Researchers from the Institute of Industrial Science at the University of Tokyo — recognizing that masks used during the COVID-19 pandemic featured mesh sizes small enough to capture viruses (usually around 100 nm in size) also restricted air flow — have designed a filter capable of capturing nanoparticles such as viruses without significantly restricting air flow.

To accomplish this, the team concentrated on the pore structure of the filter, which is comprised of nanosheets featuring an ordered mesh made up of porphyrins, which are flat, ring-shaped molecules with a central hole. The tiny holes in the porphyrin molecules are appropriately sized to encourage the passage of small gas molecules in the air while preventing the passage of larger particles, like viruses. These nanosheets are supported on a fabric modified with nanofibers that contain pores of several hundred nanometers to create the filter.

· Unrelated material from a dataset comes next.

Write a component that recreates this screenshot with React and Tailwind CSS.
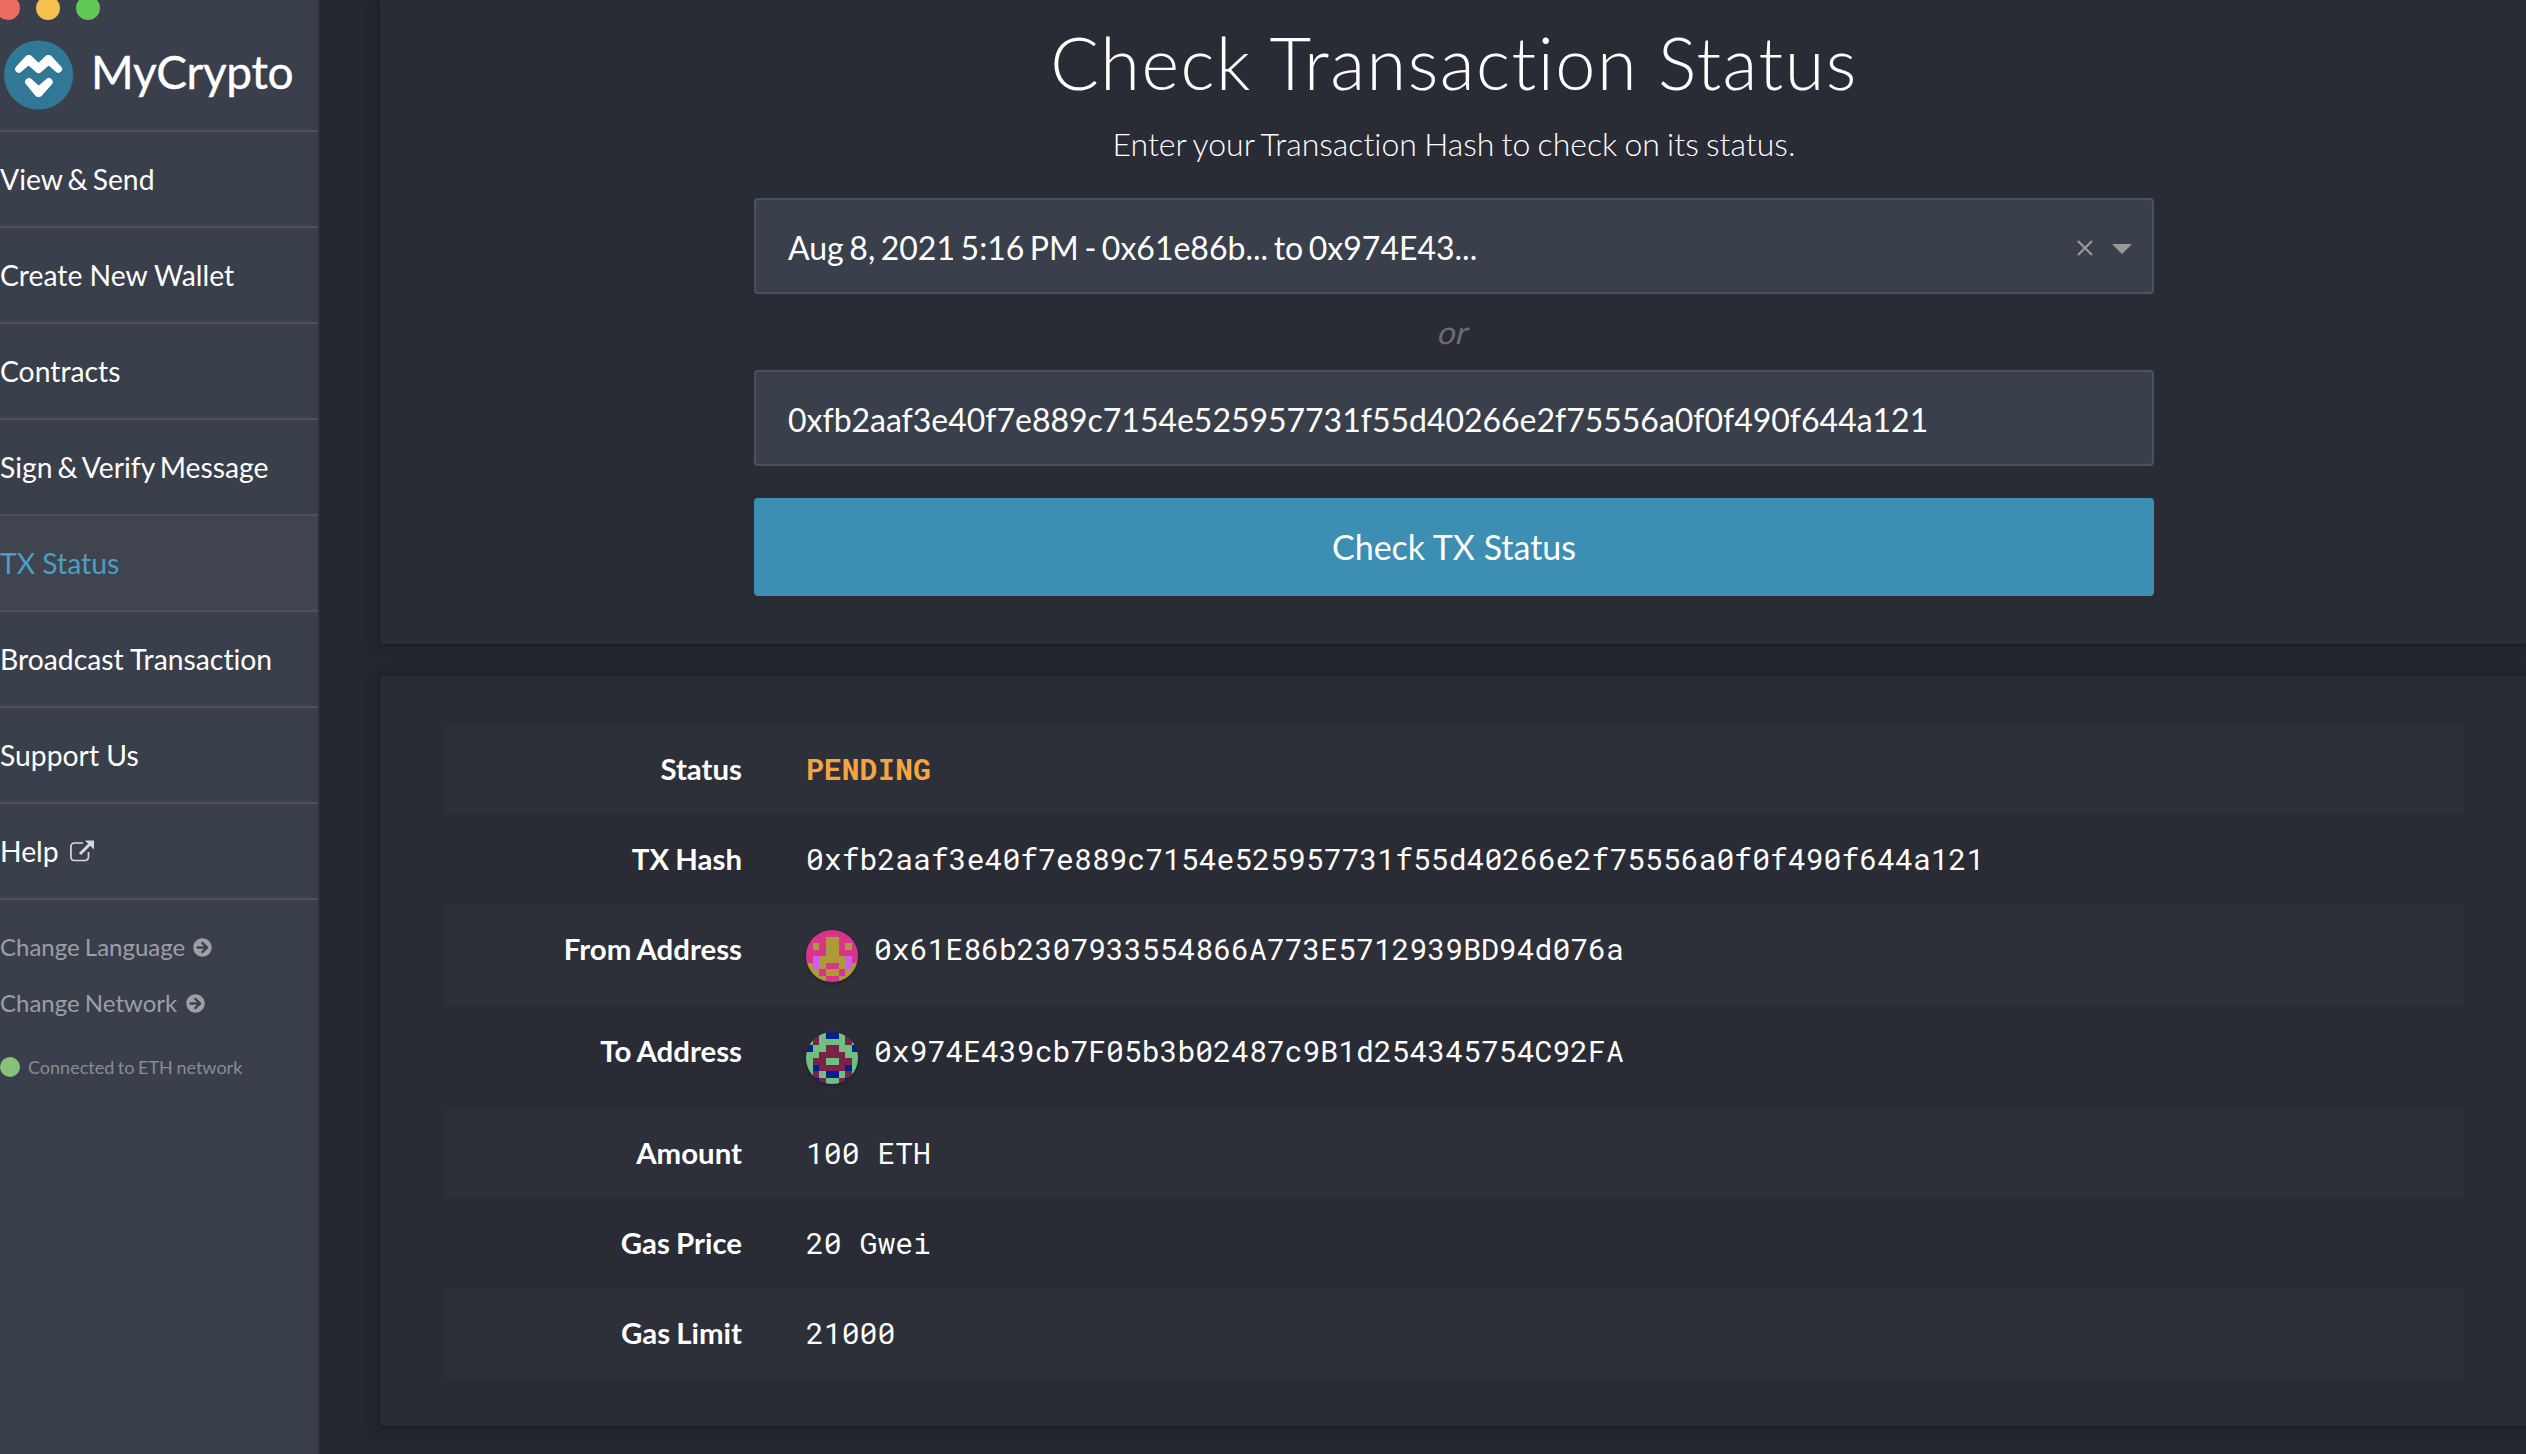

Source: Institute of Industrial Science, The University of Tokyo

"The porphyrin-based nanosheets are constructed through interfacial reactions that are driven by the movement of reactants caused by the gradient of surface tension at the air–solvent interface, known as the Marangoni effect," the researchers noted. "The nanosheets are then compressed and coated on nanofiber-modified fabric using a stamp method."

During particle filtration tests, the filter effectively trapped particles that were as small as viruses, achieving a particle filtration efficiency of 96%, which reportedly exceeds the 95% requirement for an N95 face mask.

"Our porphyrin-based filter collected nanoparticles with a diameter as small as one hundred nanometers," the researchers concluded. "Importantly, the filter also showed minimal decrease of differential pressure in gas flow measurements. This indicates that the filter is capable of trapping particles as small as viruses, while barely restricting air flow."

The article detailing the team's findings, “Hybridization of Nanofiber-modified Fabrics with Porphyrin-based Nanosheets for Nanoparticle Capture,” appears in the journal Materials Advances.